Definition
A variable resistor in which a sliding contact moves along a length of resistance wire, tapping off a voltage that varies with the contact's position. It is used in aircraft instruments and control systems to convert mechanical position into a proportional electrical signal.
Plain English
A device with a wire and a sliding pointer. As the pointer moves along the wire, the electrical signal it sends out changes. This lets the system measure where something is by reading the voltage.
Context Anchor
Seen in aircraft electrical, instrument, and maintenance discussions where a system needs to sense or send position information.
Derivation
Potentiometer comes from 'potential' (voltage) and '-meter' (to measure) -- a device that measures or divides voltage. 'Slide-wire' describes how it does it: a contact slides along a length of wire rather than rotating like a knob-style potentiometer.
Why Pilots Care
Many cockpit indications -- fuel level, flap position, trim position -- rely on slide-wire potentiometers to send accurate position data to the gauge.

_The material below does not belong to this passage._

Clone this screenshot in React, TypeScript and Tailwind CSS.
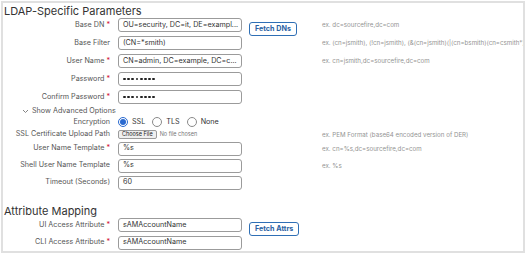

When a reading drifts, sticks, or jumps, a worn or dirty slide-wire is often the cause.
Analogy
It works much like an old-style volume slider on a radio: as the slider moves, the electrical output changes smoothly from low to high.
Intuition Check
A slide-wire potentiometer does not make electrical power. It changes or measures an existing electrical signal based on where the sliding contact is.
Example Sentence 1
The flap position indicator gets its signal from a slide-wire potentiometer mounted on the flap actuator.
Example Sentence 2
During instrument overhaul the technician checked the resistance range of the slide-wire potentiometer to confirm smooth operation across the full travel.